_Stated goal_
Every entry that follows should be repeated exactly; drop the images.

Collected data
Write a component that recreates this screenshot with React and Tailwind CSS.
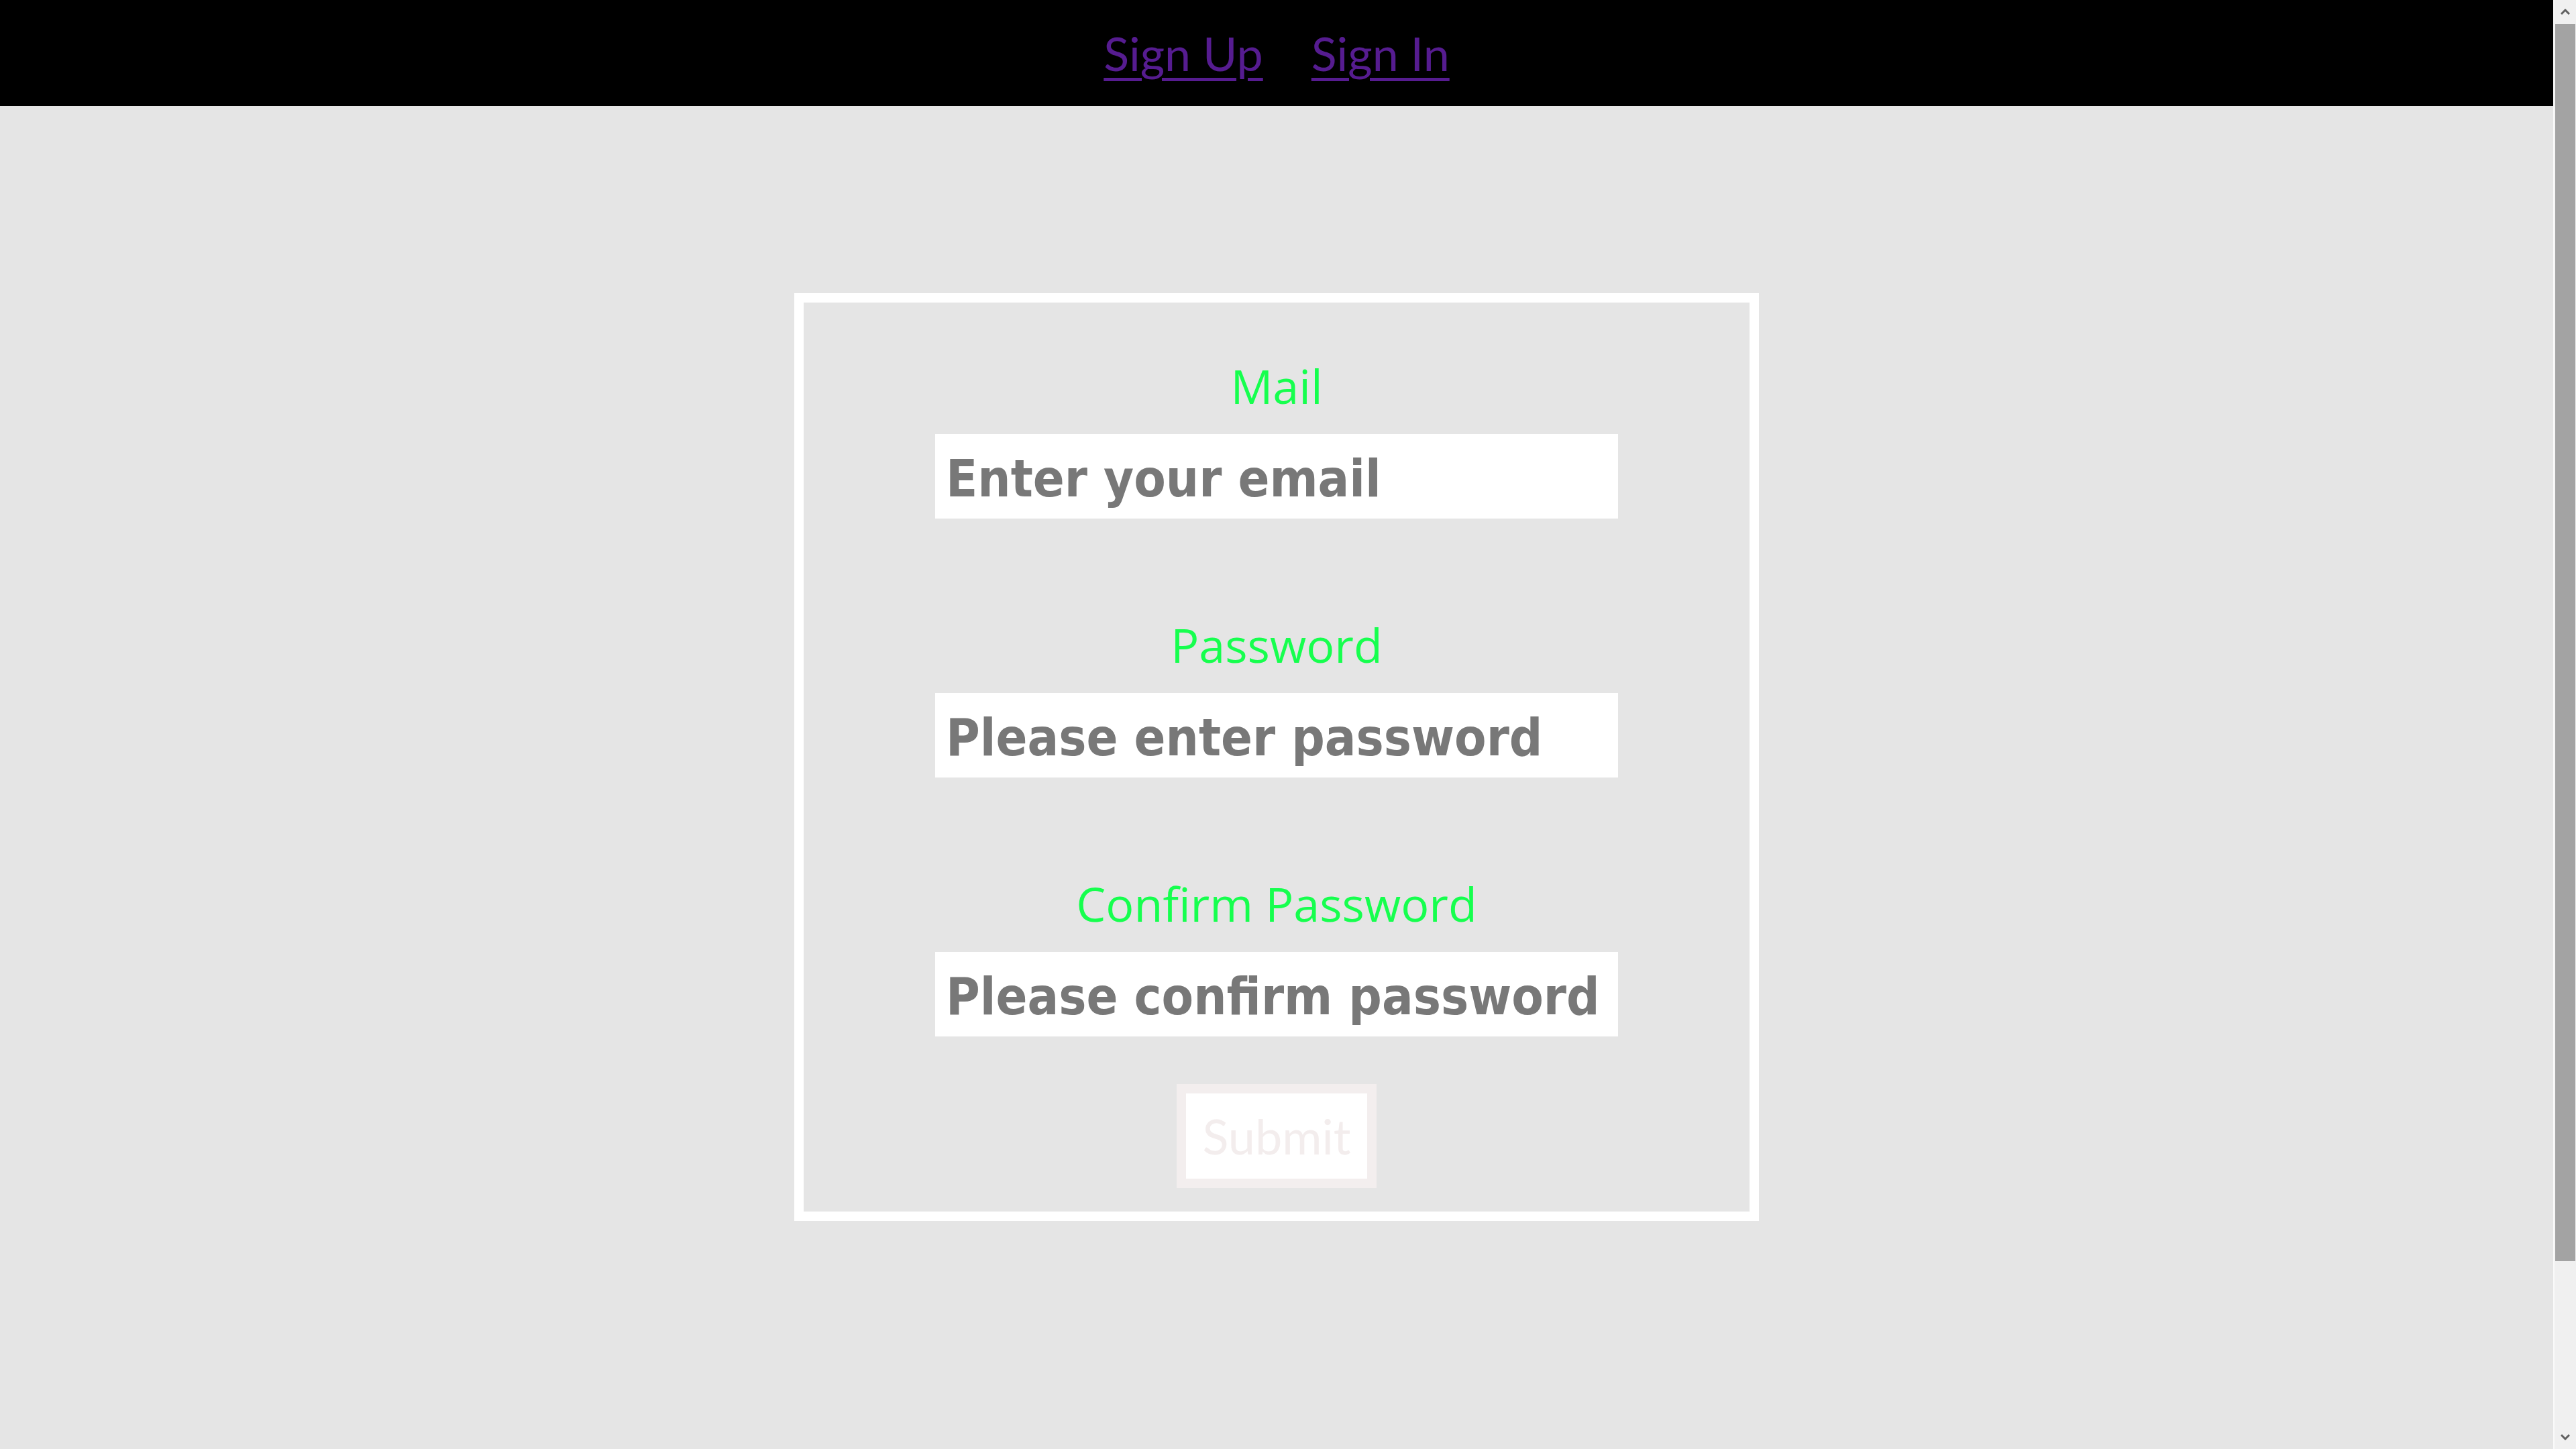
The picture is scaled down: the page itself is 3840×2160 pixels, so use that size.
import React, { useState } from "react";

// Sign up page: black nav bar, grey body, bordered form card

const fields = [
  { id: "mail", label: "Mail", type: "email", placeholder: "Enter your email" },
  { id: "password", label: "Password", type: "password", placeholder: "Please enter password" },
  { id: "confirm", label: "Confirm Password", type: "password", placeholder: "Please confirm password" },
];

const ScrollBar = () => (
  <div className="w-[34px] h-[2160px] flex flex-col bg-[#f0f0f0] border-l-2 border-[#fafafa]">
    <div className="h-[36px] flex items-center justify-center">
      <svg width="14" height="10" viewBox="0 0 14 10">
        <path d="M1 8 L7 2 L13 8" stroke="#606060" strokeWidth="3" fill="none" />
      </svg>
    </div>
    <div className="h-[1844px] mx-[1px] bg-[#a3a3a3]" />
    <div className="flex-1" />
    <div className="h-[36px] flex items-center justify-center">
      <svg width="14" height="10" viewBox="0 0 14 10">
        <path d="M1 2 L7 8 L13 2" stroke="#606060" strokeWidth="3" fill="none" />
      </svg>
    </div>
  </div>
);

export default function App() {
  const [values, setValues] = useState({ mail: "", password: "", confirm: "" });

  const handleChange = (id) => (e) =>
    setValues((prev) => ({ ...prev, [id]: e.target.value }));

  return (
    <div className="flex h-[2160px] overflow-hidden bg-[#e5e5e5]">
      <div className="flex-1 flex flex-col">
        {/* Nav */}
        <nav className="h-[158px] bg-black flex items-center justify-center gap-[72px] font-['Lato',sans-serif] text-[70px] leading-[1.2]">
          <a href="#signup" className="text-[#561c90] underline decoration-[5px] underline-offset-[10px]">
            Sign Up
          </a>
          <a href="#signin" className="text-[#561c90] underline decoration-[5px] underline-offset-[10px]">
            Sign In
          </a>
        </nav>

        {/* Form card */}
        <div className="flex justify-center mt-[279px]">
          <form
            className="w-[1438px] border-[14px] border-white flex flex-col items-center pt-[84px] pb-[35px]"
            onSubmit={(e) => e.preventDefault()}
          >
            {fields.map((field, i) => (
              <div
                key={field.id}
                className={`flex flex-col items-center ${i > 0 ? "mt-[148px]" : ""}`}
              >
                <label
                  htmlFor={field.id}
                  className="h-[80px] leading-[80px] text-[70px] text-[#16ff4e] font-['Open_Sans',sans-serif]"
                >
                  {field.label}
                </label>
                <input
                  id={field.id}
                  type={field.type}
                  value={values[field.id]}
                  onChange={handleChange(field.id)}
                  placeholder={field.placeholder}
                  className="mt-[32px] w-[1018px] h-[126px] bg-white pl-[16px] pt-[6px] outline-none font-['DejaVu_Sans_Condensed','DejaVu_Sans',sans-serif] font-bold text-[77px] text-[#787878] placeholder:text-[#787878]"
                />
              </div>
            ))}

            <button
              type="submit"
              className="mt-[71px] border-[14px] border-[#f3eeee] bg-white h-[155px] px-[24px] font-['Lato',sans-serif] text-[72px] leading-[1.2] text-[#f3eded]"
            >
              Submit
            </button>
          </form>
        </div>
      </div>
      <ScrollBar />
    </div>
  );
}
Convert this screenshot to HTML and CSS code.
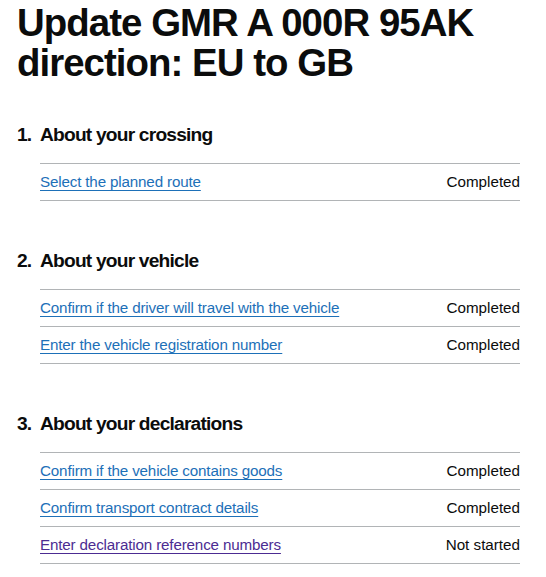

_Answer to this exercise_
Write a component that recreates this screenshot with React and Tailwind CSS.
The picture is scaled down: the page itself is 3840×2160 pixels, so use that size.
import React, { useState } from "react";

// Sign up page: black nav bar, grey body, bordered form card

const fields = [
  { id: "mail", label: "Mail", type: "email", placeholder: "Enter your email" },
  { id: "password", label: "Password", type: "password", placeholder: "Please enter password" },
  { id: "confirm", label: "Confirm Password", type: "password", placeholder: "Please confirm password" },
];

const ScrollBar = () => (
  <div className="w-[34px] h-[2160px] flex flex-col bg-[#f0f0f0] border-l-2 border-[#fafafa]">
    <div className="h-[36px] flex items-center justify-center">
      <svg width="14" height="10" viewBox="0 0 14 10">
        <path d="M1 8 L7 2 L13 8" stroke="#606060" strokeWidth="3" fill="none" />
      </svg>
    </div>
    <div className="h-[1844px] mx-[1px] bg-[#a3a3a3]" />
    <div className="flex-1" />
    <div className="h-[36px] flex items-center justify-center">
      <svg width="14" height="10" viewBox="0 0 14 10">
        <path d="M1 2 L7 8 L13 2" stroke="#606060" strokeWidth="3" fill="none" />
      </svg>
    </div>
  </div>
);

export default function App() {
  const [values, setValues] = useState({ mail: "", password: "", confirm: "" });

  const handleChange = (id) => (e) =>
    setValues((prev) => ({ ...prev, [id]: e.target.value }));

  return (
    <div className="flex h-[2160px] overflow-hidden bg-[#e5e5e5]">
      <div className="flex-1 flex flex-col">
        {/* Nav */}
        <nav className="h-[158px] bg-black flex items-center justify-center gap-[72px] font-['Lato',sans-serif] text-[70px] leading-[1.2]">
          <a href="#signup" className="text-[#561c90] underline decoration-[5px] underline-offset-[10px]">
            Sign Up
          </a>
          <a href="#signin" className="text-[#561c90] underline decoration-[5px] underline-offset-[10px]">
            Sign In
          </a>
        </nav>

        {/* Form card */}
        <div className="flex justify-center mt-[279px]">
          <form
            className="w-[1438px] border-[14px] border-white flex flex-col items-center pt-[84px] pb-[35px]"
            onSubmit={(e) => e.preventDefault()}
          >
            {fields.map((field, i) => (
              <div
                key={field.id}
                className={`flex flex-col items-center ${i > 0 ? "mt-[148px]" : ""}`}
              >
                <label
                  htmlFor={field.id}
                  className="h-[80px] leading-[80px] text-[70px] text-[#16ff4e] font-['Open_Sans',sans-serif]"
                >
                  {field.label}
                </label>
                <input
                  id={field.id}
                  type={field.type}
                  value={values[field.id]}
                  onChange={handleChange(field.id)}
                  placeholder={field.placeholder}
                  className="mt-[32px] w-[1018px] h-[126px] bg-white pl-[16px] pt-[6px] outline-none font-['DejaVu_Sans_Condensed','DejaVu_Sans',sans-serif] font-bold text-[77px] text-[#787878] placeholder:text-[#787878]"
                />
              </div>
            ))}

            <button
              type="submit"
              className="mt-[71px] border-[14px] border-[#f3eeee] bg-white h-[155px] px-[24px] font-['Lato',sans-serif] text-[72px] leading-[1.2] text-[#f3eded]"
            >
              Submit
            </button>
          </form>
        </div>
      </div>
      <ScrollBar />
    </div>
  );
}
Convert this screenshot to HTML and CSS code.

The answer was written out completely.